The Road

This road is a highway to hell

The Road
Director
John Hillcoat
Starring
Viggo Mortenson , Kodi Smit-McPhee , Charleze Theron
Studio
Dimension
Genre
Drama , Science Fiction
Movie Rating:

The Pitch: In a catastrophe-ravaged post-apocalyptic US, a Man (Viggo Mortensen) and a ten-year-old Boy (Kodi Smit-McPhee) trudge wearily along scorched highways and through desolate countryside, foraging for food and shelter, heading south towards the ocean, ever watchful for gangs of gun-totting cannibals trawling the same roads on the look out for something to eat.
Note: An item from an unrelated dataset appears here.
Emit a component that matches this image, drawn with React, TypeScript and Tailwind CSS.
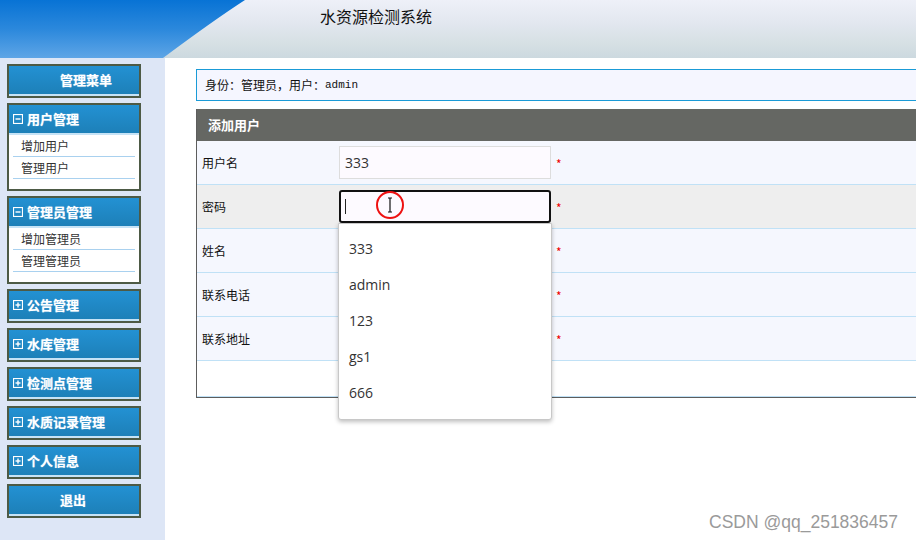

High points: Mortensen’s convincingly raw performance, a haunted, desperate father driven on by his undying love for his son, and the film’s chillingly desolate and wasted landscape of skeletal trees, endless rain, and grey skies clogged with smoke and raging firestorms.

Low points: Unrelentingly grim, this harrowing film is devoid of anything that could be remotely considered feel good.

Final thoughts: A heartbreaking and powerful adaptation of Cormac McCarthy’s Pulitzer Prize-winning novel, this might just be a tad too grueling and bleak for everyone’s liking, but it’s a Road that’s definitely well worth traveling.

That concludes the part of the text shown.